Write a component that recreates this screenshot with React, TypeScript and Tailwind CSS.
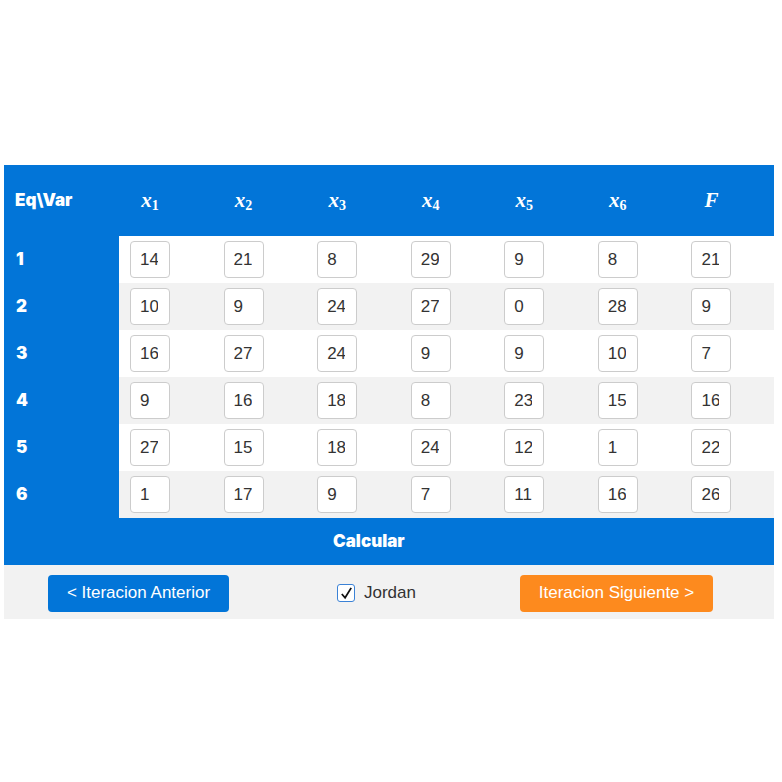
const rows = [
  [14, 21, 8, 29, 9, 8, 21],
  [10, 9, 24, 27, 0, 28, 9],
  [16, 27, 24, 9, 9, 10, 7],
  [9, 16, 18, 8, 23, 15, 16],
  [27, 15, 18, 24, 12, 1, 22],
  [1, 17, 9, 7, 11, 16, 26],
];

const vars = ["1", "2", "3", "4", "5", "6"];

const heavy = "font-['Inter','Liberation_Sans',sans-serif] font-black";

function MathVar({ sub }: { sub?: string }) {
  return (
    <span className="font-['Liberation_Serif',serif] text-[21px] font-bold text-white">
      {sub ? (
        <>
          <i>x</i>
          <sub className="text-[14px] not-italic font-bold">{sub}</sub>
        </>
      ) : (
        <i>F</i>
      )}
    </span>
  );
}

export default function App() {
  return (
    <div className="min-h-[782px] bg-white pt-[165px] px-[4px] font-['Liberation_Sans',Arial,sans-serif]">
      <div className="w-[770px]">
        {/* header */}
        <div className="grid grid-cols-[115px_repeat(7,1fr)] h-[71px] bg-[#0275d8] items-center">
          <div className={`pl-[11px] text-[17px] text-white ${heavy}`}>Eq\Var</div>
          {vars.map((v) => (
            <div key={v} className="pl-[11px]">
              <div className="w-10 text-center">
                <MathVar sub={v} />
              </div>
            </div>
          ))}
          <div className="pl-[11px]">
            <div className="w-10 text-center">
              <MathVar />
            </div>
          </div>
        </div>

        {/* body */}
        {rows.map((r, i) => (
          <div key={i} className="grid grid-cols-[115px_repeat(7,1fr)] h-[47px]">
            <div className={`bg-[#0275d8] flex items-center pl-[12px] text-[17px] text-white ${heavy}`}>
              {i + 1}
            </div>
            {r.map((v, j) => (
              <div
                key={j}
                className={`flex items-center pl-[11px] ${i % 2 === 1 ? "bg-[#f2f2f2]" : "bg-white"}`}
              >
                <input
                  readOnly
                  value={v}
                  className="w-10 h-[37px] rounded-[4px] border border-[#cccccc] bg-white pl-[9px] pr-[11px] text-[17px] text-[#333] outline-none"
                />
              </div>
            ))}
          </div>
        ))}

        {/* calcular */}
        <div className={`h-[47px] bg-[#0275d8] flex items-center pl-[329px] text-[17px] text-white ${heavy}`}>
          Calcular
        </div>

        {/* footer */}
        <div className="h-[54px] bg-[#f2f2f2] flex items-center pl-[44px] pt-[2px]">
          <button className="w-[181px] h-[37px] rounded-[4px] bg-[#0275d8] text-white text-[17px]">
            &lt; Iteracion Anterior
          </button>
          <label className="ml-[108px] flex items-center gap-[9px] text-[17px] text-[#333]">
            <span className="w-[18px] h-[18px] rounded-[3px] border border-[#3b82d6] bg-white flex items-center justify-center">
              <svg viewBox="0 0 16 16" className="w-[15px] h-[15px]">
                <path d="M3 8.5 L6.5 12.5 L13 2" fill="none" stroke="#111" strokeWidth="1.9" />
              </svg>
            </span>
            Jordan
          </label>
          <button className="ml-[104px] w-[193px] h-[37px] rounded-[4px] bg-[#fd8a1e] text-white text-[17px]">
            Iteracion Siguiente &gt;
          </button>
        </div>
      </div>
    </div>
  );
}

——

* AIM OF THE TASK
Transcribe the preceding listing in its entirety and with exact wording, leaving out pictures.

* EXERCISE RESULT
Write a component that recreates this screenshot with React, TypeScript and Tailwind CSS.
const rows = [
  [14, 21, 8, 29, 9, 8, 21],
  [10, 9, 24, 27, 0, 28, 9],
  [16, 27, 24, 9, 9, 10, 7],
  [9, 16, 18, 8, 23, 15, 16],
  [27, 15, 18, 24, 12, 1, 22],
  [1, 17, 9, 7, 11, 16, 26],
];

const vars = ["1", "2", "3", "4", "5", "6"];

const heavy = "font-['Inter','Liberation_Sans',sans-serif] font-black";

function MathVar({ sub }: { sub?: string }) {
  return (
    <span className="font-['Liberation_Serif',serif] text-[21px] font-bold text-white">
      {sub ? (
        <>
          <i>x</i>
          <sub className="text-[14px] not-italic font-bold">{sub}</sub>
        </>
      ) : (
        <i>F</i>
      )}
    </span>
  );
}

export default function App() {
  return (
    <div className="min-h-[782px] bg-white pt-[165px] px-[4px] font-['Liberation_Sans',Arial,sans-serif]">
      <div className="w-[770px]">
        {/* header */}
        <div className="grid grid-cols-[115px_repeat(7,1fr)] h-[71px] bg-[#0275d8] items-center">
          <div className={`pl-[11px] text-[17px] text-white ${heavy}`}>Eq\Var</div>
          {vars.map((v) => (
            <div key={v} className="pl-[11px]">
              <div className="w-10 text-center">
                <MathVar sub={v} />
              </div>
            </div>
          ))}
          <div className="pl-[11px]">
            <div className="w-10 text-center">
              <MathVar />
            </div>
          </div>
        </div>

        {/* body */}
        {rows.map((r, i) => (
          <div key={i} className="grid grid-cols-[115px_repeat(7,1fr)] h-[47px]">
            <div className={`bg-[#0275d8] flex items-center pl-[12px] text-[17px] text-white ${heavy}`}>
              {i + 1}
            </div>
            {r.map((v, j) => (
              <div
                key={j}
                className={`flex items-center pl-[11px] ${i % 2 === 1 ? "bg-[#f2f2f2]" : "bg-white"}`}
              >
                <input
                  readOnly
                  value={v}
                  className="w-10 h-[37px] rounded-[4px] border border-[#cccccc] bg-white pl-[9px] pr-[11px] text-[17px] text-[#333] outline-none"
                />
              </div>
            ))}
          </div>
        ))}

        {/* calcular */}
        <div className={`h-[47px] bg-[#0275d8] flex items-center pl-[329px] text-[17px] text-white ${heavy}`}>
          Calcular
        </div>

        {/* footer */}
        <div className="h-[54px] bg-[#f2f2f2] flex items-center pl-[44px] pt-[2px]">
          <button className="w-[181px] h-[37px] rounded-[4px] bg-[#0275d8] text-white text-[17px]">
            &lt; Iteracion Anterior
          </button>
          <label className="ml-[108px] flex items-center gap-[9px] text-[17px] text-[#333]">
            <span className="w-[18px] h-[18px] rounded-[3px] border border-[#3b82d6] bg-white flex items-center justify-center">
              <svg viewBox="0 0 16 16" className="w-[15px] h-[15px]">
                <path d="M3 8.5 L6.5 12.5 L13 2" fill="none" stroke="#111" strokeWidth="1.9" />
              </svg>
            </span>
            Jordan
          </label>
          <button className="ml-[104px] w-[193px] h-[37px] rounded-[4px] bg-[#fd8a1e] text-white text-[17px]">
            Iteracion Siguiente &gt;
          </button>
        </div>
      </div>
    </div>
  );
}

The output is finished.